◆ **DIRECTIONS**: Restate the listing below word for word, omitting any images.

◆ **INFORMATION SUPPLIED**:
+-------+

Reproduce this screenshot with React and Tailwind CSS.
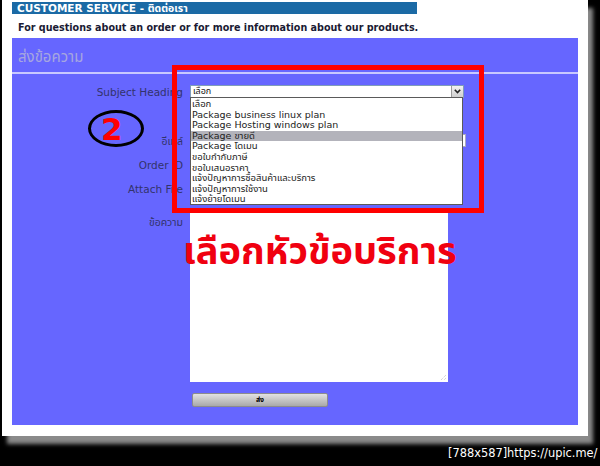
const font = { fontFamily: '"DejaVu Sans", Tahoma, "Noto Sans Thai", "Noto Sans", sans-serif' }

const items = [
  'เลือก',
  'Package business linux plan',
  'Package Hosting windows plan',
  'Package ขายดี',
  'Package โดเมน',
  'ขอใบกำกับภาษี',
  'ขอใบเสนอราคา',
  'แจ้งปัญหาการซื้อสินค้าและบริการ',
  'แจ้งปัญหาการใช้งาน',
  'แจ้งย้ายโดเมน',
]

function Label({ children, className = '' }) {
  return (
    <div className={'text-right text-[10.5px] leading-[12px] text-[#33336b] whitespace-nowrap ' + className}>
      {children}
    </div>
  )
}

export default function App() {
  return (
    <div className="relative w-[600px] h-[466px] bg-black overflow-hidden" style={font}>
      {/* page */}
      <div className="ml-[2px] w-[586px] h-[436px] bg-white pt-[2px] px-[10px] shadow-[5px_8px_4px_#8a8a8a]">
        <div className="w-[405px] h-[12px] bg-[#1b6aa5] pl-[5px] text-[10.5px] leading-[12px] font-bold text-white whitespace-nowrap">
          CUSTOMER SERVICE - ติดต่อเรา
        </div>
        <div className="mt-[8px] pl-[6px] text-[9.6px] leading-[11px] font-bold text-[#1a1a33] whitespace-nowrap">
          For questions about an order or for more information about our products.
        </div>

        <div className="relative mt-[5px] w-[566px] h-[387px] bg-[#6666ff]">
          <div className="h-[34px] pt-[4px] pl-[6px] flex items-center text-[15px] text-[#a6a6e0]">ส่งข้อความ</div>
          <div className="h-[2px] bg-[#c8c8ff]" />

          <div className="grid grid-cols-[171px_1fr] gap-x-[7px] items-center">
            <Label className="mt-[11px]">Subject Heading</Label>
            <div className="mt-[11px] w-[274px] h-[13px] bg-white border border-[#7f9db9] flex items-center">
              <span className="flex-1 pl-[2px] text-[9px] leading-[11px] text-[#111]">เลือก</span>
              <span className="w-[12px] h-[11px] bg-gradient-to-b from-[#f2f2f2] to-[#cfcfcf] border-l border-[#9a9a9a] flex items-center justify-center">
                <svg width="7" height="5" viewBox="0 0 7 5">
                  <path d="M0.8 0.8 L3.5 3.6 L6.2 0.8" stroke="#222" strokeWidth="1.6" fill="none" />
                </svg>
              </span>
            </div>

            <Label className="mt-[36px]">อีเมล์</Label>
            <div className="mt-[36px] w-[276px] h-[13px] bg-white border border-[#a8a8c0]" />

            <Label className="mt-[12px]">Order ID</Label>
            <div className="mt-[12px] w-[200px] h-[12px] bg-white border border-[#a8a8c0]" />

            <Label className="mt-[12px]">Attach File</Label>
            <div className="mt-[12px] w-[200px] h-[12px] bg-white border border-[#a8a8c0]" />

            <Label className="self-start mt-[21px]">ข้อความ</Label>
            <div className="mt-[17px] w-[258px] h-[170px] bg-white relative">
              <svg className="absolute right-[1px] bottom-[1px]" width="8" height="8" viewBox="0 0 8 8">
                <path d="M7 2 L2 7 M7 5 L5 7" stroke="#c4c4c4" strokeWidth="1" strokeDasharray="1 1" />
              </svg>
            </div>

            <div />
            <div className="mt-[11px] ml-[2px] w-[136px] h-[14px] rounded-[2px] border border-[#8c8c8c] bg-gradient-to-b from-[#e2e2e2] to-[#a9a9a9] flex items-center justify-center text-[7px] font-bold text-black">
              ส่ง
            </div>
          </div>

          {/* open dropdown list */}
          <div className="absolute left-[178px] top-[59px] w-[273px] h-[108px] bg-white border border-[#5a5a5a] pt-[1px]">
            {items.map((t, i) => (
              <div
                key={i}
                className={
                  'h-[10.6px] leading-[10.6px] pl-[1px] text-[9.5px] text-[#222] whitespace-nowrap ' +
                  (i === 3 ? 'bg-[#b3b3bb]' : '')
                }
              >
                {t}
              </div>
            ))}
          </div>
        </div>
      </div>

      <div className="pl-[448px] mt-[10px] text-[11.4px] leading-[14px] text-white whitespace-nowrap">
        [788x587]https://upic.me/
      </div>

      {/* annotations */}
      <div className="absolute left-[172px] top-[65px] w-[312px] h-[148px] border-[5px] border-[#ff0000]" />
      <div className="absolute left-[88px] top-[110px] w-[56px] h-[37px] rounded-[50%] border-[3px] border-black" />
      <div className="absolute left-[101px] top-[114px] text-[31px] leading-[31px] font-bold text-[#ff0000]">2</div>
      <div className="absolute left-[183px] top-[227px] text-[38px] leading-[48px] font-bold text-[#f00010] whitespace-nowrap">
        เลือกหัวข้อบริการ
      </div>
    </div>
  )
}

+-------+

◆ **EXERCISE ANSWER**:
Reproduce this screenshot with React and Tailwind CSS.
const font = { fontFamily: '"DejaVu Sans", Tahoma, "Noto Sans Thai", "Noto Sans", sans-serif' }

const items = [
  'เลือก',
  'Package business linux plan',
  'Package Hosting windows plan',
  'Package ขายดี',
  'Package โดเมน',
  'ขอใบกำกับภาษี',
  'ขอใบเสนอราคา',
  'แจ้งปัญหาการซื้อสินค้าและบริการ',
  'แจ้งปัญหาการใช้งาน',
  'แจ้งย้ายโดเมน',
]

function Label({ children, className = '' }) {
  return (
    <div className={'text-right text-[10.5px] leading-[12px] text-[#33336b] whitespace-nowrap ' + className}>
      {children}
    </div>
  )
}

export default function App() {
  return (
    <div className="relative w-[600px] h-[466px] bg-black overflow-hidden" style={font}>
      {/* page */}
      <div className="ml-[2px] w-[586px] h-[436px] bg-white pt-[2px] px-[10px] shadow-[5px_8px_4px_#8a8a8a]">
        <div className="w-[405px] h-[12px] bg-[#1b6aa5] pl-[5px] text-[10.5px] leading-[12px] font-bold text-white whitespace-nowrap">
          CUSTOMER SERVICE - ติดต่อเรา
        </div>
        <div className="mt-[8px] pl-[6px] text-[9.6px] leading-[11px] font-bold text-[#1a1a33] whitespace-nowrap">
          For questions about an order or for more information about our products.
        </div>

        <div className="relative mt-[5px] w-[566px] h-[387px] bg-[#6666ff]">
          <div className="h-[34px] pt-[4px] pl-[6px] flex items-center text-[15px] text-[#a6a6e0]">ส่งข้อความ</div>
          <div className="h-[2px] bg-[#c8c8ff]" />

          <div className="grid grid-cols-[171px_1fr] gap-x-[7px] items-center">
            <Label className="mt-[11px]">Subject Heading</Label>
            <div className="mt-[11px] w-[274px] h-[13px] bg-white border border-[#7f9db9] flex items-center">
              <span className="flex-1 pl-[2px] text-[9px] leading-[11px] text-[#111]">เลือก</span>
              <span className="w-[12px] h-[11px] bg-gradient-to-b from-[#f2f2f2] to-[#cfcfcf] border-l border-[#9a9a9a] flex items-center justify-center">
                <svg width="7" height="5" viewBox="0 0 7 5">
                  <path d="M0.8 0.8 L3.5 3.6 L6.2 0.8" stroke="#222" strokeWidth="1.6" fill="none" />
                </svg>
              </span>
            </div>

            <Label className="mt-[36px]">อีเมล์</Label>
            <div className="mt-[36px] w-[276px] h-[13px] bg-white border border-[#a8a8c0]" />

            <Label className="mt-[12px]">Order ID</Label>
            <div className="mt-[12px] w-[200px] h-[12px] bg-white border border-[#a8a8c0]" />

            <Label className="mt-[12px]">Attach File</Label>
            <div className="mt-[12px] w-[200px] h-[12px] bg-white border border-[#a8a8c0]" />

            <Label className="self-start mt-[21px]">ข้อความ</Label>
            <div className="mt-[17px] w-[258px] h-[170px] bg-white relative">
              <svg className="absolute right-[1px] bottom-[1px]" width="8" height="8" viewBox="0 0 8 8">
                <path d="M7 2 L2 7 M7 5 L5 7" stroke="#c4c4c4" strokeWidth="1" strokeDasharray="1 1" />
              </svg>
            </div>

            <div />
            <div className="mt-[11px] ml-[2px] w-[136px] h-[14px] rounded-[2px] border border-[#8c8c8c] bg-gradient-to-b from-[#e2e2e2] to-[#a9a9a9] flex items-center justify-center text-[7px] font-bold text-black">
              ส่ง
            </div>
          </div>

          {/* open dropdown list */}
          <div className="absolute left-[178px] top-[59px] w-[273px] h-[108px] bg-white border border-[#5a5a5a] pt-[1px]">
            {items.map((t, i) => (
              <div
                key={i}
                className={
                  'h-[10.6px] leading-[10.6px] pl-[1px] text-[9.5px] text-[#222] whitespace-nowrap ' +
                  (i === 3 ? 'bg-[#b3b3bb]' : '')
                }
              >
                {t}
              </div>
            ))}
          </div>
        </div>
      </div>

      <div className="pl-[448px] mt-[10px] text-[11.4px] leading-[14px] text-white whitespace-nowrap">
        [788x587]https://upic.me/
      </div>

      {/* annotations */}
      <div className="absolute left-[172px] top-[65px] w-[312px] h-[148px] border-[5px] border-[#ff0000]" />
      <div className="absolute left-[88px] top-[110px] w-[56px] h-[37px] rounded-[50%] border-[3px] border-black" />
      <div className="absolute left-[101px] top-[114px] text-[31px] leading-[31px] font-bold text-[#ff0000]">2</div>
      <div className="absolute left-[183px] top-[227px] text-[38px] leading-[48px] font-bold text-[#f00010] whitespace-nowrap">
        เลือกหัวข้อบริการ
      </div>
    </div>
  )
}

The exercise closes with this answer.